WHAT IS ASKED: Write out each line in which the string "styles" is present.
----------------
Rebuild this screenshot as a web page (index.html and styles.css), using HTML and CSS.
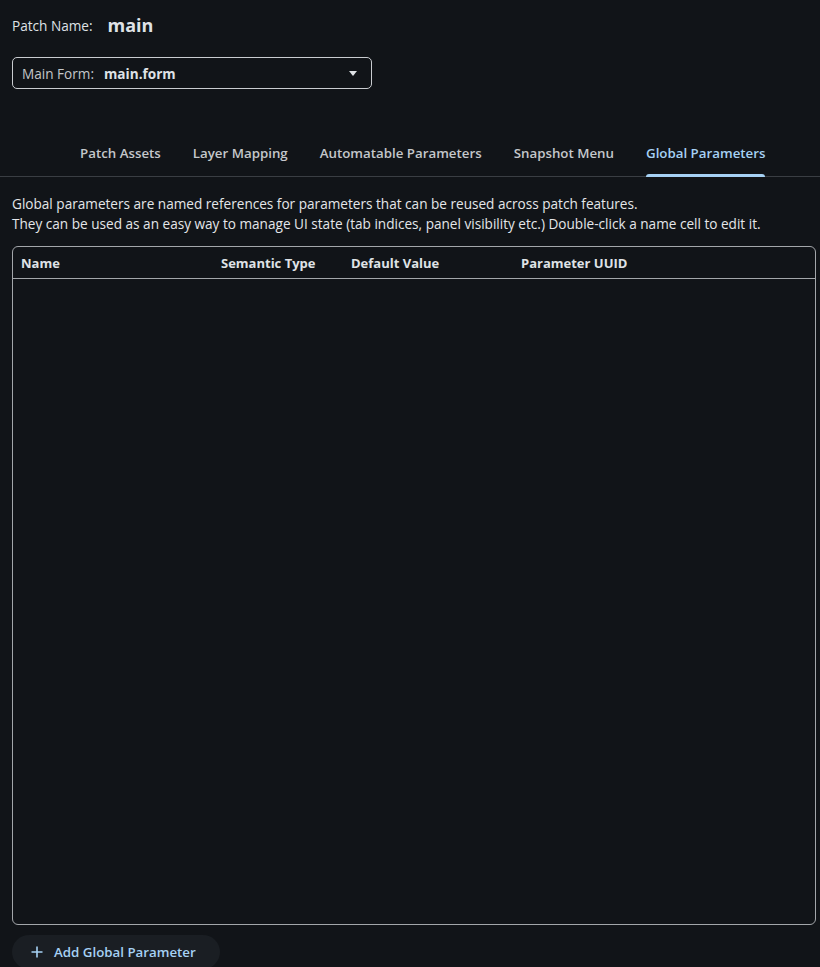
FILE: index.html
```html
<!DOCTYPE html>
<html lang="en">
<head>
    <meta charset="UTF-8">
    <meta name="viewport" content="width=device-width, initial-scale=1.0">
    <title>Patch Editor</title>
    <link rel="stylesheet" href="styles.css">
</head>
<body>
    <div class="patch-header">
        <span class="patch-label">Patch Name:</span>
        <span class="patch-name">main</span>
    </div>

    <div class="form-select">
        <span class="select-label">Main Form:</span>
        <span class="select-value">main.form</span>
        <span class="select-caret"></span>
    </div>

    <nav class="tabs">
        <div class="tab">Patch Assets</div>
        <div class="tab">Layer Mapping</div>
        <div class="tab">Automatable Parameters</div>
        <div class="tab">Snapshot Menu</div>
        <div class="tab active">Global Parameters</div>
    </nav>

    <div class="description">
        <p>Global parameters are named references for parameters that can be reused across patch features.</p>
        <p>They can be used as an easy way to manage UI state (tab indices, panel visibility etc.) Double-click a name cell to edit it.</p>
    </div>

    <div class="param-table">
        <div class="table-head">
            <div class="col col-name">Name</div>
            <div class="col col-type">Semantic Type</div>
            <div class="col col-default">Default Value</div>
            <div class="col col-uuid">Parameter UUID</div>
        </div>
        <div class="table-body"></div>
    </div>

    <button class="add-button">
        <svg width="12" height="12" viewBox="0 0 12 12"><path d="M6 0.5v11M0.5 6h11" stroke="currentColor" stroke-width="1.6"/></svg>
        Add Global Parameter
    </button>
</body>
</html>
```

FILE: styles.css
```css
body {
    margin: 0;
    padding: 0 12px;
    background-color: #111418;
    color: #dfe2e6;
    font-family: "Open Sans", sans-serif;
    font-size: 13.6px;
    overflow: hidden;
    height: 967px;
}
.patch-header {
    display: flex;
    align-items: center;
    height: 50px;
    gap: 15px;
}
.patch-name {
    font-size: 18px;
    font-weight: 700;
}
.form-select {
    position: relative;
    display: flex;
    align-items: center;
    margin-top: 7px;
    padding-left: 9px;
    box-sizing: border-box;
    width: 360px;
    height: 32px;
    border: 1px solid #c9ccd0;
    border-radius: 5px;
}
.select-label {
    color: #c3c6ca;
    margin-right: 10px;
}
.select-value {
    font-weight: 700;
}
.select-caret {
    position: absolute;
    right: 14px;
    top: 13px;
    border-left: 4px solid transparent;
    border-right: 4px solid transparent;
    border-top: 5px solid #dfe2e6;
}
.tabs {
    display: flex;
    margin: 40px -12px 0;
    padding-left: 64px;
    border-bottom: 1px solid #3a3e43;
}
.tab {
    padding: 0 16px;
    height: 47px;
    line-height: 48px;
    font-size: 13.3px;
    font-weight: 600;
    color: #c4c7cb;
    position: relative;
}
.tab.active {
    color: #a6d1f4;
}
.tab.active::after {
    content: "";
    position: absolute;
    left: 16px;
    right: 16px;
    bottom: -1px;
    height: 3px;
    border-radius: 3px 3px 0 0;
    background-color: #a6d1f4;
}
.description {
    margin-top: 17px;
    color: #e4e6e9;
}
.description p {
    margin: 0;
    line-height: 20px;
}
.param-table {
    margin-top: 12px;
    height: 679px;
    border: 1px solid #a3a6aa;
    border-radius: 6px;
    margin-right: -8px;
    box-sizing: border-box;
    display: flex;
    flex-direction: column;
}
.table-head {
    display: flex;
    height: 31px;
    align-items: center;
    border-bottom: 1px solid #a3a6aa;
    font-size: 13px;
    font-weight: 700;
}
.col {
    padding-left: 8px;
}
.col-name { width: 192px; }
.col-type { width: 122px; }
.col-default { width: 162px; }
.table-body {
    flex: 1;
}
.add-button {
    display: flex;
    align-items: center;
    gap: 11px;
    margin-top: 10px;
    height: 34px;
    padding: 0 24px 0 19px;
    border: none;
    border-radius: 17px;
    background-color: #1a1e23;
    color: #a6d1f4;
    font-family: "Open Sans", sans-serif;
    font-size: 13.3px;
    font-weight: 600;
}
```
----------------
WRITTEN ANSWER:
Rebuild this screenshot as a web page (index.html and styles.css), using HTML and CSS.
    <link rel="stylesheet" href="styles.css">
FILE: styles.css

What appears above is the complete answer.